Navigating in this arena is a dangerous enterprise. An awareness of our cultural chaos is vital. Hauerwas points out that we live in a ‘precarious’ moment:

“Life in a world of moral fragments is always on the edge of violence, since there are no means to ensure that moral arguments in itself cans resolve our moral conflicts.”[7]

He goes on to say that it is little wonder we “hunger for absolutes in such a world” [8] that robs us of sense of self or security that we have. The individual as a rational agent, the unencumbered self, and free actor are all illusions outside of a radically situated history and story of formation and participation.

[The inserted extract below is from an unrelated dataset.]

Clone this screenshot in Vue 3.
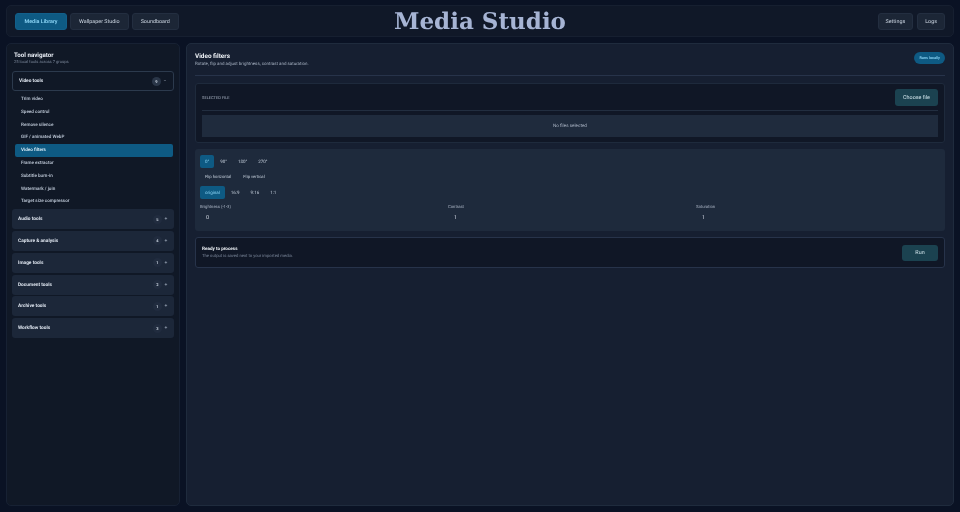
<script setup>
const tabs = [
  { label: 'Media Library', active: true },
  { label: 'Wallpaper Studio' },
  { label: 'Soundboard' }
]
const tools = ['Trim video', 'Speed control', 'Remove silence', 'GIF / animated WebP', 'Video filters', 'Frame extractor', 'Subtitle burn-in', 'Watermark / join', 'Target size compressor']
const groups = [
  ['Audio tools', 5], ['Capture & analysis', 4], ['Image tools', 1], ['Document tools', 2], ['Archive tools', 1], ['Workflow tools', 3]
]
const rotations = ['0°', '90°', '180°', '270°']
const aspects = ['original', '16:9', '9:16', '1:1']
const fields = [['Brightness (-1-3)', '0'], ['Contrast', '1'], ['Saturation', '1']]
</script>

<template>
  <div class="page">
    <header class="topbar">
      <nav class="tabs">
        <button v-for="t in tabs" :key="t.label" class="tab" :class="{ on: t.active }">{{ t.label }}</button>
      </nav>
      <h1 class="brand">Media Studio</h1>
      <div class="tabs end">
        <button class="tab">Settings</button>
        <button class="tab">Logs</button>
      </div>
    </header>

    <div class="body">
      <aside class="side">
        <h2>Tool navigator</h2>
        <p class="count">25 local tools across 7 groups</p>
        <div class="group open">
          <span>Video tools</span><i class="num">9</i><b class="sign">−</b>
        </div>
        <ul class="tools">
          <li v-for="t in tools" :key="t" :class="{ on: t === 'Video filters' }">{{ t }}</li>
        </ul>
        <div class="groups">
          <div v-for="g in groups" :key="g[0]" class="group">
            <span>{{ g[0] }}</span><i class="num">{{ g[1] }}</i><b class="sign">+</b>
          </div>
        </div>
      </aside>

      <main class="main">
        <div class="head">
          <div>
            <h2>Video filters</h2>
            <p>Rotate, flip and adjust brightness, contrast and saturation.</p>
          </div>
          <span class="badge">Runs locally</span>
        </div>

        <section class="panel file">
          <div class="file-top">
            <span class="eyebrow">SELECTED FILE</span>
            <button class="teal choose">Choose file</button>
          </div>
          <div class="drop">No files selected</div>
        </section>

        <section class="controls">
          <div class="row">
            <button v-for="(r, i) in rotations" :key="r" class="opt" :class="{ on: i === 0 }">{{ r }}</button>
          </div>
          <div class="row flips">
            <button class="opt">Flip horizontal</button>
            <button class="opt">Flip vertical</button>
          </div>
          <div class="row">
            <button v-for="(a, i) in aspects" :key="a" class="opt" :class="{ on: i === 0 }">{{ a }}</button>
          </div>
          <div class="fields">
            <label v-for="f in fields" :key="f[0]">
              <span>{{ f[0] }}</span>
              <em>{{ f[1] }}</em>
            </label>
          </div>
        </section>

        <section class="panel ready">
          <div>
            <strong>Ready to process</strong>
            <p>The output is saved next to your imported media.</p>
          </div>
          <button class="teal run">Run</button>
        </section>
      </main>
    </div>
  </div>
</template>

<style>
html, body { margin: 0; background: #0a1224; }
</style>

<style scoped>
* { box-sizing: border-box; }
.page {
  width: 960px; height: 512px; padding: 5px 6px 6px;
  display: flex; flex-direction: column; gap: 6px;
  background: #0a1224; color: #e2e8f0;
  font-family: Roboto, "Noto Sans", sans-serif; overflow: hidden;
  text-rendering: geometricPrecision;
  filter: blur(0.25px);
}
button { font-family: inherit; text-rendering: inherit; border: 0; cursor: pointer; }
h1, h2, p, ul { margin: 0; padding: 0; }
.topbar {
  height: 32px; flex: none; position: relative;
  display: flex; align-items: center; justify-content: space-between;
  padding: 0 8px; background: #101828; border: 1px solid #161f30; border-radius: 5px;
}
.tabs { display: flex; gap: 3px; }
.tabs.end { gap: 4px; }
.tab {
  height: 17px; padding: 1px 8px 0; font-size: 5.4px; color: #cbd5e1;
  background: #1c2636; border: 1px solid #232e40; border-radius: 3px;
}
.tabs.end .tab { padding: 1px 7px 0; }
.tab.on { padding: 1px 8.5px 0; background: #0e5a83; border-color: #125f8a; color: #8ad4f5; font-weight: 600; }
.brand {
  position: absolute; left: 0; right: 0; top: 0; text-align: center; line-height: 32px;
  font-family: "DejaVu Serif", serif; font-weight: 700; font-size: 23px; color: #a6b4d4;
  pointer-events: none;
}
.body { flex: 1; display: flex; gap: 6px; min-height: 0; }
.side {
  width: 174px; flex: none; padding: 7px 5px 6px;
  background: #101826; border: 1px solid #172133; border-radius: 5px;
}
.side h2 { font-size: 6.2px; line-height: 9px; font-weight: 700; color: #e6ebf3; margin-left: 2px; }
.count { font-size: 4.1px; line-height: 6px; color: #7c889b; margin: 0 0 5px 2px; }
.group {
  height: 20px; display: flex; align-items: center; padding: 0 4px 0 6px;
  background: #1c2739; border-radius: 3px; font-size: 4.8px; font-weight: 700; color: #dde4ee;
}
.group span { flex: 1; padding-top: 1px; }
.group.open { background: #101826; border: 1px solid #2c3a4d; }
.num {
  width: 9px; height: 9px; border-radius: 50%; background: #2a3648; text-align: center;
  line-height: 9px; font-style: normal; font-size: 4px; color: #cbd5e1;
}
.group:not(.open) .num { background: #212c3f; }
.sign { width: 8px; text-align: center; font-weight: 400; font-size: 5px; color: #a8b3c3; }
.tools { list-style: none; padding: 2px 1px 0 3px; margin-bottom: 1px; }
.tools li {
  height: 12.8px; line-height: 14px; padding-left: 6px; font-size: 4.6px; font-weight: 600;
  color: #b6c0cf; border-radius: 2px;
}
.tools li.on { background: #0e5a83; color: #d5e9f5; }
.groups { display: flex; flex-direction: column; gap: 1.8px; }
.main {
  flex: 1; min-width: 0; padding: 8px 8px 7px;
  background: #161f31; border: 1px solid #1f2b3d; border-radius: 5px;
  display: flex; flex-direction: column;
}
.head { display: flex; justify-content: space-between; align-items: flex-start; height: 24px; border-bottom: 1px solid #27334a; margin-bottom: 7px; }
.head h2 { font-size: 6.4px; line-height: 9px; color: #eef2f7; }
.head p { font-size: 4.45px; line-height: 7px; color: #a9b4c4; }
.badge {
  height: 12px; padding: 0 5px; line-height: 12px; border-radius: 6px;
  background: #0e5a83; color: #8ad4f5; font-size: 3.8px; font-weight: 600;
}
.panel { background: #101726; border: 1px solid #1e2a3c; border-radius: 3px; }
.file { height: 60px; padding: 5px 6px; margin-bottom: 6px; }
.file-top { height: 22px; display: flex; justify-content: space-between; align-items: center; border-bottom: 1px solid #222e40; padding-bottom: 4px; margin-bottom: 4px; }
.eyebrow { font-size: 4px; color: #aab4c4; }
.teal { background: #1b4250; color: #cfe3ea; border-radius: 3px; font-size: 5.4px; padding: 1px 0 0; }
.choose { width: 43px; height: 17px; }
.drop {
  height: 22px; padding-top: 1px; display: flex; align-items: center; justify-content: center;
  background: #1f2b3d; color: #aab4c4; font-size: 4.6px;
}
.controls {
  height: 82px; padding: 6px 5px; margin-bottom: 6px; background: #1e2a3c; border-radius: 3px;
  display: flex; flex-direction: column;
}
.row { display: flex; gap: 1px; height: 13px; margin-bottom: 2.5px; }
.flips { gap: 2px; }
.flips .opt { font-size: 4.2px; }
.opt { height: 13px; padding: 1px 5px 0; background: transparent; font-size: 4.5px; color: #c2ccd9; border-radius: 2px; }
.opt.on { background: #0e5a83; color: #8ad4f5; }
.fields { display: grid; grid-template-columns: repeat(3, 248px); margin-top: 2px; }
.fields label { display: flex; flex-direction: column; }
.fields span { font-size: 4.2px; line-height: 7px; color: #aab4c4; }
.fields em { font-style: normal; font-size: 5.4px; line-height: 15px; margin-left: 6px; color: #d7dee8; }
.ready { height: 31px; padding: 0 6px; display: flex; align-items: center; justify-content: space-between; border-color: #27334a; }
.ready strong { display: block; font-size: 4.6px; line-height: 6.5px; padding-top: 2px; color: #eef2f7; }
.ready p { font-size: 4.2px; line-height: 7px; color: #7c889b; }
.run { width: 36px; height: 16px; }
</style>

He goes on to say  “our problem is that we live amid fragments of past moralities each, with good reason. Competing for our loyalty.” [9] We are, however, not simply post-modern islanders participating in and existing within an isolated inheritance. We are more like floating communities tied together by threads from our respective pasts and under constant exposure to new investigations by foreign expeditions.

Our era of inter-national, multi-cultural global connectivity has resulted in a multiplicity where no tradition or community exists in the kind of isolation that allows for stability and continuity. It is within this context that our formation of virtuous agents must conceive of frameworks and incubate embodied practices.  That is no easy task.

Tomorrow we will address one implication of today’s post: that there is no ‘neutral’ position that can be assumed anymore.

[1] Alasdair C. MacIntyre, After Virtue: a Study in Moral Theory (University of Notre Dame Press, 2007), 8.

[2] Ibid., 2.

[3] MacIntyre, After Virtue, 202.

[4] MacIntyre, After Virtue, 105.

[5] I would argue that the nature of Christianity is incarnational – so the past is not the sole determining factor for our present or future expression.

[6] MacIntyre, “After Virtue,” xiii.

[7] Stanley Hauerwas, The Peaceable Kingdom: A Primer in Christian Ethics (SCM Press, 2003), 5.

[8] Ibid., 6.

[9] Hauerwas, The Peaceable Kingdom, 4.